Written task:
Copy exactly the lines from the beginning of the data down to and including the line holding "const WHITE = 'bg-white'", without any pictures.

* start *

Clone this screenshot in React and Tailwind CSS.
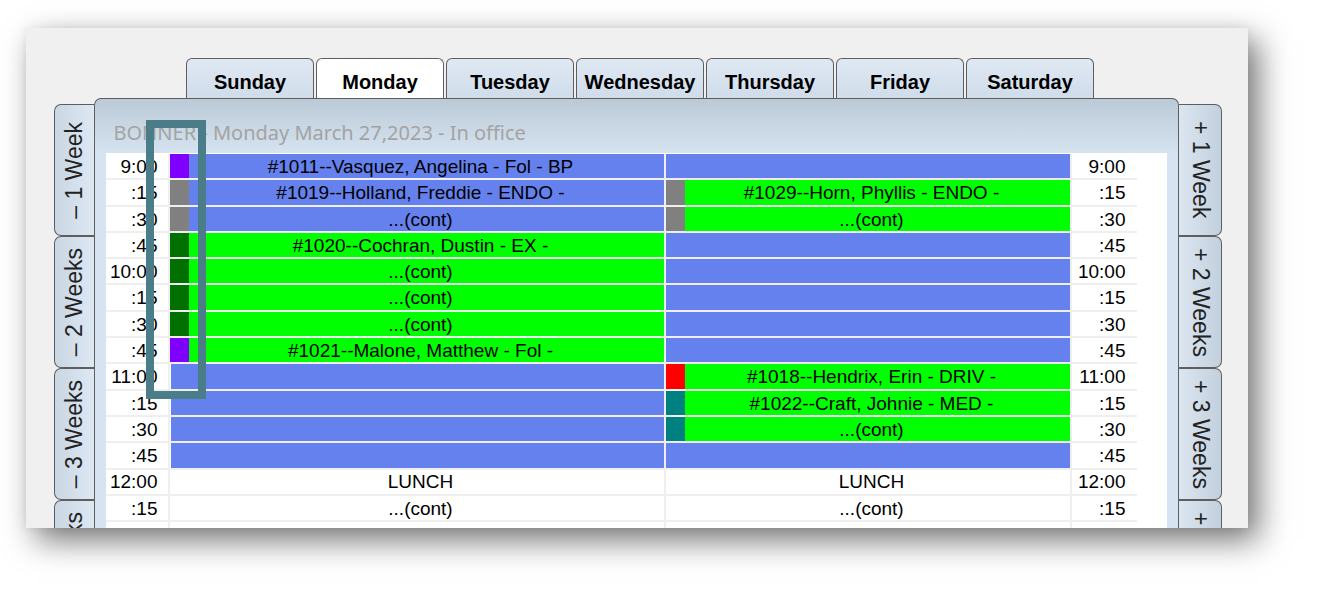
const BLUE = 'bg-[#6581ee]'
const GREEN = 'bg-[#00ff00]'
const WHITE = 'bg-white'

const rows = [
  { t: '9:00', a: { m: 'bg-[#8000ff]', c: BLUE, x: '#1011--Vasquez, Angelina - Fol - BP' }, b: { c: BLUE } },
  { t: ':15', a: { m: 'bg-[#808080]', c: BLUE, x: '#1019--Holland, Freddie - ENDO -' }, b: { m: 'bg-[#808080]', c: GREEN, x: '#1029--Horn, Phyllis - ENDO -' } },
  { t: ':30', a: { m: 'bg-[#808080]', c: BLUE, x: '...(cont)' }, b: { m: 'bg-[#808080]', c: GREEN, x: '...(cont)' } },
  { t: ':45', a: { m: 'bg-[#007000]', c: GREEN, x: '#1020--Cochran, Dustin - EX -' }, b: { c: BLUE } },
  { t: '10:00', a: { m: 'bg-[#007000]', c: GREEN, x: '...(cont)' }, b: { c: BLUE } },
  { t: ':15', a: { m: 'bg-[#007000]', c: GREEN, x: '...(cont)' }, b: { c: BLUE } },
  { t: ':30', a: { m: 'bg-[#007000]', c: GREEN, x: '...(cont)' }, b: { c: BLUE } },
  { t: ':45', a: { m: 'bg-[#8000ff]', c: GREEN, x: '#1021--Malone, Matthew - Fol -' }, b: { c: BLUE } },
  { t: '11:00', a: { c: BLUE, inset: true }, b: { m: 'bg-[#ff0000]', c: GREEN, x: '#1018--Hendrix, Erin - DRIV -' } },
  { t: ':15', a: { c: BLUE, inset: true }, b: { m: 'bg-[#008080]', c: GREEN, x: '#1022--Craft, Johnie - MED -' } },
  { t: ':30', a: { c: BLUE, inset: true }, b: { m: 'bg-[#008080]', c: GREEN, x: '...(cont)' } },
  { t: ':45', a: { c: BLUE, inset: true }, b: { c: BLUE } },
  { t: '12:00', a: { c: WHITE, x: 'LUNCH' }, b: { c: WHITE, x: 'LUNCH' } },
  { t: ':15', a: { c: WHITE, x: '...(cont)' }, b: { c: WHITE, x: '...(cont)' } },
  { t: ':30', a: { c: WHITE }, b: { c: WHITE } },
]

const days = ['Sunday', 'Monday', 'Tuesday', 'Wednesday', 'Thursday', 'Friday', 'Saturday']

function Cell({ m, c, x, inset }) {
  return (
    <div className={`flex h-full ${c} ${inset ? 'border-l-[1.5px] border-white' : ''}`}>
      {m && <div className={`w-[19px] shrink-0 ${m}`} />}
      <div className={`flex-1 flex items-center justify-center whitespace-nowrap pt-[2px] ${m ? 'pr-[11px]' : 'pl-[8px]'}`}>{x}</div>
    </div>
  )
}

function SideTab({ label, side }) {
  const left = side === 'left'
  return (
    <div className={`h-[132px] flex items-center justify-center border-[#5e5e5e] border-[1.5px] ${left ? 'rounded-l-[7px] border-r-0 bg-[linear-gradient(to_right,#c9d6e3,#dde8f3)]' : 'rounded-r-[7px] border-l-0 bg-[linear-gradient(to_right,#dbe6f1,#c3d0dd)]'}`}>
      <span className={`[writing-mode:vertical-rl] whitespace-nowrap text-[23px] leading-none text-[#222] ${left ? 'rotate-180' : ''}`}>{label}</span>
    </div>
  )
}

export default function App() {
  return (
    <div className="w-[1324px] h-[592px] bg-white overflow-hidden font-['Liberation_Sans',Arial,sans-serif]">
      <div className="relative ml-[26px] mt-[28px] w-[1222px] h-[500px] bg-[#f0f0f0] overflow-hidden shadow-[10px_12px_30px_rgba(0,0,0,0.55),0_0_10px_rgba(0,0,0,0.06)]">
        <div className="pt-[30px]">
          <div className="flex gap-[2px] ml-[160px]">
            {days.map(d => (
              <div key={d} className={`w-[128px] h-[40px] flex items-center justify-center pt-[6px] border-[1.5px] border-b-0 border-[#5e5e5e] rounded-t-[6px] text-[20px] font-bold text-black ${d === 'Monday' ? 'bg-white' : 'bg-[linear-gradient(to_bottom,#dfe9f4,#cfdce9)]'}`}>
                {d}
              </div>
            ))}
          </div>

          <div className="flex items-start ml-[28px]">
            <div className="w-[40px] mt-[6px] flex flex-col">
              {['– 1 Week', '– 2 Weeks', '– 3 Weeks', '– 4 Weeks'].map(l => <SideTab key={l} label={l} side="left" />)}
            </div>

            <div className="w-[1085px] h-[440px] border-[1.5px] border-b-0 border-[#5e5e5e] rounded-t-[7px] bg-[linear-gradient(to_bottom,#bccad8,#d6e3f0_55px)] pl-[10.5px] pr-[11.5px]">
              <div className="h-[54px] pt-[21px] pl-[8px] font-['Noto_Sans',sans-serif] text-[20px] leading-[26px] text-[#a3a3a3] whitespace-nowrap">
                BONNER - Monday March 27,2023 - In office
              </div>
              <div className="flex bg-white pt-px">
                <div className="grid grid-cols-[62px_494px_404px_65px] auto-rows-[24.3px] gap-[2px] bg-[#efefef] text-[19px] text-black">
                  {rows.map((r, i) => [
                    <div key={i + 't'} className="bg-white flex items-center justify-end pt-[2px] pr-[10px]">{r.t}</div>,
                    <Cell key={i + 'a'} {...r.a} />,
                    <Cell key={i + 'b'} {...r.b} />,
                    <div key={i + 'r'} className="bg-white flex items-center justify-end pt-[2px] pr-[11px]">{r.t}</div>,
                  ])}
                </div>
                <div className="flex-1 bg-white" />
              </div>
            </div>

            <div className="w-[43px] mt-[6px] flex flex-col">
              {['+ 1 Week', '+ 2 Weeks', '+ 3 Weeks', '+ 4 Weeks'].map(l => <SideTab key={l} label={l} side="right" />)}
            </div>
          </div>
        </div>

        {/* annotation box */}
        <div className="absolute left-[120px] top-[92px] w-[60px] h-[279px] border-[8px] border-[#4b7d89]" />
      </div>
    </div>
  )
}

* end *

Reply to the task:
Clone this screenshot in React and Tailwind CSS.
const BLUE = 'bg-[#6581ee]'
const GREEN = 'bg-[#00ff00]'
const WHITE = 'bg-white'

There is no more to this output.